The Truth Of The Matter

For the past month or so, I’ve been redirected (read: urged)  towards something new in my writing.  As I’ve worked on books in the past,  an idea will come to mind on what story I want to write next, and without much of a break, I’ve plunged right in and started on it.  I was approximately ten thousand words into my latest work set in the Mississippi Delta when I received some advice from my editor and agent.

Here’s the problem; it appears the market is saturated with the kind of stories I like to read and write.   Always set in the south, they include what seem to be the standby issues like poverty, abuse, and racism.  These things I’ve seen since I can remember, the back country roads where the farm land has dried up and scarcely a stalk of corn will grow.  The ramshackle, run down houses set amongst the tall oaks, with barefooted children hanging out on the porch waiting on a breeze to stir up since they don’t have air conditioning.   The blank staring eyes of a small girl, whose wrists aren’t much bigger than her fingers, cowering in fear as her uncle walks up to her.  The old black man with a special nickname, representative of two generations removed from slavery.

The truth of the matter is this; there are only “x” number of editors who may have authors writing about the same kind of stuff.  It only makes it harder for someone like me, to catch a break.   So.  I’m going to write something different.  I had an idea for a fourth book, just a vague idea, mind you, and the past month has been spent trying to decide,  at an extraordinarily high level (like the fifty thousand foot view), of what this story could be about.   After two feeble attempts – because this truly is totally out of my genre – I’ve shared the latest nosebleed view of my new book idea with my agent, and the third time was a charm.   Approved to proceed.

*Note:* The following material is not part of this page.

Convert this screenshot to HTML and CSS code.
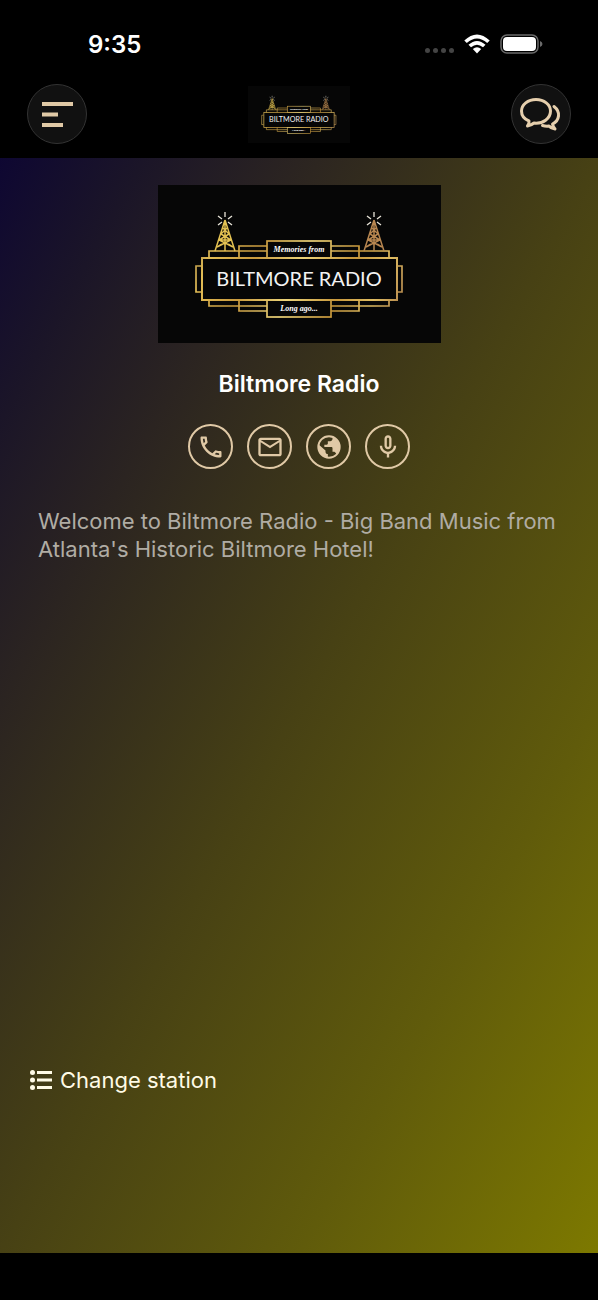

Now, as a friend put it, “you only have to write it.”   Which will result in this:  http://www.urbandictionary.com/define.php?term=Thousand%20Mile%20Stare  for the next several months, as I plunder my way into this new territory.  I’m excited, and at the same time nervous.   This, for me, is like being used to running, and now someone says, hey, no running for a while, you have to mountain climb.  And… I don’t do heights very well.

When was the last time you stepped out of your comfort zone?